• [WHAT IS NEEDED]: Repeat the data below exactly, dropping any pictures it holds.

• [GIVEN DATA]:
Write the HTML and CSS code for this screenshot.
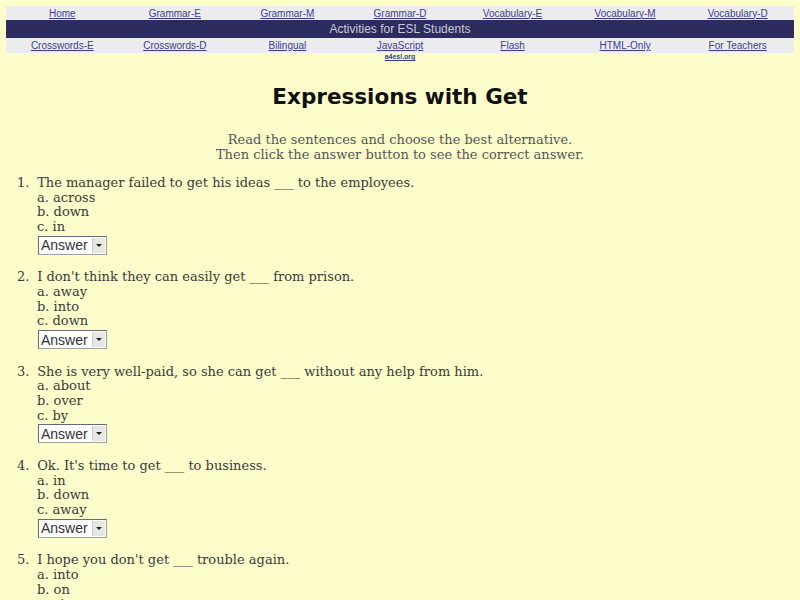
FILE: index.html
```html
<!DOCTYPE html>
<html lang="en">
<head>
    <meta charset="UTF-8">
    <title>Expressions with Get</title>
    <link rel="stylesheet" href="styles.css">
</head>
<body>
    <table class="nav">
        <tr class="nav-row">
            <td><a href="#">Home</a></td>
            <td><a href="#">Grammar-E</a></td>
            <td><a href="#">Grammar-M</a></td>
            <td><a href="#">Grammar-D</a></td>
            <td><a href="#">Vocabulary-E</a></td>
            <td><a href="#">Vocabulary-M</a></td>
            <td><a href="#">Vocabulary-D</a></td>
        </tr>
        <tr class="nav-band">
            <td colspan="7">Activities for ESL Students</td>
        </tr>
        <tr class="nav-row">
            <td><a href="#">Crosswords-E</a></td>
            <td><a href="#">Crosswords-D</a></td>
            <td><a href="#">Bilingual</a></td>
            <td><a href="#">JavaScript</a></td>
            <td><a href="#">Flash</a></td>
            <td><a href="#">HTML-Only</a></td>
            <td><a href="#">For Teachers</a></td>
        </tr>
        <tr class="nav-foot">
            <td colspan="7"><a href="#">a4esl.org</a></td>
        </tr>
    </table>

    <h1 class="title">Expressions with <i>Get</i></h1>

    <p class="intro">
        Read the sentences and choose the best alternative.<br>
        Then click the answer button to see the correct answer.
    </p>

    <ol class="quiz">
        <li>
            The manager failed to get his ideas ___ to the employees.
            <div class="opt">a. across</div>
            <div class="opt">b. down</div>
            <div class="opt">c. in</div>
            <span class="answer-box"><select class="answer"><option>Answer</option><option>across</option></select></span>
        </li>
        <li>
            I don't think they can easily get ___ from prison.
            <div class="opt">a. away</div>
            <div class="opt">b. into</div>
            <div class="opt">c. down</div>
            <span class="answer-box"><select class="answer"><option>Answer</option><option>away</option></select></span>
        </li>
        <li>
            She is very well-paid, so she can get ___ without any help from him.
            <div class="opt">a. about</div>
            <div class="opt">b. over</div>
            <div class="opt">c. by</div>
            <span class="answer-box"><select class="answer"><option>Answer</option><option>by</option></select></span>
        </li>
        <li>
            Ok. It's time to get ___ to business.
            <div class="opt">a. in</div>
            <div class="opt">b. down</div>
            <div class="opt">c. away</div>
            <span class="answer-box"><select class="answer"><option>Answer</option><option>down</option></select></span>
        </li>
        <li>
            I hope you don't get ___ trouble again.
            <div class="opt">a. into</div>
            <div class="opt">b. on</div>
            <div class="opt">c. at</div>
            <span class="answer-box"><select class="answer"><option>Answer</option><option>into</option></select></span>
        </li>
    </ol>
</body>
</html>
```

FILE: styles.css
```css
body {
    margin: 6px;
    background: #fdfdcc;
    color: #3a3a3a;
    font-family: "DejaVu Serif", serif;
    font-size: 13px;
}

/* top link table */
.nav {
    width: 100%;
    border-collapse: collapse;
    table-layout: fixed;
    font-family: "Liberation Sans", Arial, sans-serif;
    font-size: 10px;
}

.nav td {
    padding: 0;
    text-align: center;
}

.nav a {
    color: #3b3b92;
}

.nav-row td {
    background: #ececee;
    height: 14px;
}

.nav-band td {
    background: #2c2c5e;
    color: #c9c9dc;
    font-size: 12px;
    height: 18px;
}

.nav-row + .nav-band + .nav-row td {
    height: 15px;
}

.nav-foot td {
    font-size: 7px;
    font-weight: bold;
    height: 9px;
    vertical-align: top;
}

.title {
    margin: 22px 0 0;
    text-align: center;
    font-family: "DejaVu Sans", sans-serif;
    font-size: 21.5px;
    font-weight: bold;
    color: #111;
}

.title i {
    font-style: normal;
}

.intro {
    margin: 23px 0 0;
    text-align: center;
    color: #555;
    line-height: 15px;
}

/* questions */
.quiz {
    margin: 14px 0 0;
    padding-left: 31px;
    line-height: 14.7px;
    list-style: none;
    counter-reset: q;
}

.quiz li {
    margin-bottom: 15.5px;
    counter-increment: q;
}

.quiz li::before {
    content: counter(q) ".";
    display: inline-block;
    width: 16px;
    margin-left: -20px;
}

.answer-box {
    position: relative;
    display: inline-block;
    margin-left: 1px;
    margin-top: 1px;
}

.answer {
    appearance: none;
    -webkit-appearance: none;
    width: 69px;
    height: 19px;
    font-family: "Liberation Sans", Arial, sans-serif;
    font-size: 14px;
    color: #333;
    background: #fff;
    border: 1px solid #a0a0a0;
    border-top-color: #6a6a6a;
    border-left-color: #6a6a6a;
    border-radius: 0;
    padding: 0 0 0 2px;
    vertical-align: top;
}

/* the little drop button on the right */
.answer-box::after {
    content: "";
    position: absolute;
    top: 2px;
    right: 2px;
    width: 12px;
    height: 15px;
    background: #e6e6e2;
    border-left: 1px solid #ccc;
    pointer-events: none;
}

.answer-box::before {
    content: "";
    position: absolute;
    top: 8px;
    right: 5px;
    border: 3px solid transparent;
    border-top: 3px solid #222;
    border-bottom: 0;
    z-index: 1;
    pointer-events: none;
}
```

• [WORKED ANSWER]:
Write the HTML and CSS code for this screenshot.
FILE: index.html
```html
<!DOCTYPE html>
<html lang="en">
<head>
    <meta charset="UTF-8">
    <title>Expressions with Get</title>
    <link rel="stylesheet" href="styles.css">
</head>
<body>
    <table class="nav">
        <tr class="nav-row">
            <td><a href="#">Home</a></td>
            <td><a href="#">Grammar-E</a></td>
            <td><a href="#">Grammar-M</a></td>
            <td><a href="#">Grammar-D</a></td>
            <td><a href="#">Vocabulary-E</a></td>
            <td><a href="#">Vocabulary-M</a></td>
            <td><a href="#">Vocabulary-D</a></td>
        </tr>
        <tr class="nav-band">
            <td colspan="7">Activities for ESL Students</td>
        </tr>
        <tr class="nav-row">
            <td><a href="#">Crosswords-E</a></td>
            <td><a href="#">Crosswords-D</a></td>
            <td><a href="#">Bilingual</a></td>
            <td><a href="#">JavaScript</a></td>
            <td><a href="#">Flash</a></td>
            <td><a href="#">HTML-Only</a></td>
            <td><a href="#">For Teachers</a></td>
        </tr>
        <tr class="nav-foot">
            <td colspan="7"><a href="#">a4esl.org</a></td>
        </tr>
    </table>

    <h1 class="title">Expressions with <i>Get</i></h1>

    <p class="intro">
        Read the sentences and choose the best alternative.<br>
        Then click the answer button to see the correct answer.
    </p>

    <ol class="quiz">
        <li>
            The manager failed to get his ideas ___ to the employees.
            <div class="opt">a. across</div>
            <div class="opt">b. down</div>
            <div class="opt">c. in</div>
            <span class="answer-box"><select class="answer"><option>Answer</option><option>across</option></select></span>
        </li>
        <li>
            I don't think they can easily get ___ from prison.
            <div class="opt">a. away</div>
            <div class="opt">b. into</div>
            <div class="opt">c. down</div>
            <span class="answer-box"><select class="answer"><option>Answer</option><option>away</option></select></span>
        </li>
        <li>
            She is very well-paid, so she can get ___ without any help from him.
            <div class="opt">a. about</div>
            <div class="opt">b. over</div>
            <div class="opt">c. by</div>
            <span class="answer-box"><select class="answer"><option>Answer</option><option>by</option></select></span>
        </li>
        <li>
            Ok. It's time to get ___ to business.
            <div class="opt">a. in</div>
            <div class="opt">b. down</div>
            <div class="opt">c. away</div>
            <span class="answer-box"><select class="answer"><option>Answer</option><option>down</option></select></span>
        </li>
        <li>
            I hope you don't get ___ trouble again.
            <div class="opt">a. into</div>
            <div class="opt">b. on</div>
            <div class="opt">c. at</div>
            <span class="answer-box"><select class="answer"><option>Answer</option><option>into</option></select></span>
        </li>
    </ol>
</body>
</html>
```

FILE: styles.css
```css
body {
    margin: 6px;
    background: #fdfdcc;
    color: #3a3a3a;
    font-family: "DejaVu Serif", serif;
    font-size: 13px;
}

/* top link table */
.nav {
    width: 100%;
    border-collapse: collapse;
    table-layout: fixed;
    font-family: "Liberation Sans", Arial, sans-serif;
    font-size: 10px;
}

.nav td {
    padding: 0;
    text-align: center;
}

.nav a {
    color: #3b3b92;
}

.nav-row td {
    background: #ececee;
    height: 14px;
}

.nav-band td {
    background: #2c2c5e;
    color: #c9c9dc;
    font-size: 12px;
    height: 18px;
}

.nav-row + .nav-band + .nav-row td {
    height: 15px;
}

.nav-foot td {
    font-size: 7px;
    font-weight: bold;
    height: 9px;
    vertical-align: top;
}

.title {
    margin: 22px 0 0;
    text-align: center;
    font-family: "DejaVu Sans", sans-serif;
    font-size: 21.5px;
    font-weight: bold;
    color: #111;
}

.title i {
    font-style: normal;
}

.intro {
    margin: 23px 0 0;
    text-align: center;
    color: #555;
    line-height: 15px;
}

/* questions */
.quiz {
    margin: 14px 0 0;
    padding-left: 31px;
    line-height: 14.7px;
    list-style: none;
    counter-reset: q;
}

.quiz li {
    margin-bottom: 15.5px;
    counter-increment: q;
}

.quiz li::before {
    content: counter(q) ".";
    display: inline-block;
    width: 16px;
    margin-left: -20px;
}

.answer-box {
    position: relative;
    display: inline-block;
    margin-left: 1px;
    margin-top: 1px;
}

.answer {
    appearance: none;
    -webkit-appearance: none;
    width: 69px;
    height: 19px;
    font-family: "Liberation Sans", Arial, sans-serif;
    font-size: 14px;
    color: #333;
    background: #fff;
    border: 1px solid #a0a0a0;
    border-top-color: #6a6a6a;
    border-left-color: #6a6a6a;
    border-radius: 0;
    padding: 0 0 0 2px;
    vertical-align: top;
}

/* the little drop button on the right */
.answer-box::after {
    content: "";
    position: absolute;
    top: 2px;
    right: 2px;
    width: 12px;
    height: 15px;
    background: #e6e6e2;
    border-left: 1px solid #ccc;
    pointer-events: none;
}

.answer-box::before {
    content: "";
    position: absolute;
    top: 8px;
    right: 5px;
    border: 3px solid transparent;
    border-top: 3px solid #222;
    border-bottom: 0;
    z-index: 1;
    pointer-events: none;
}
```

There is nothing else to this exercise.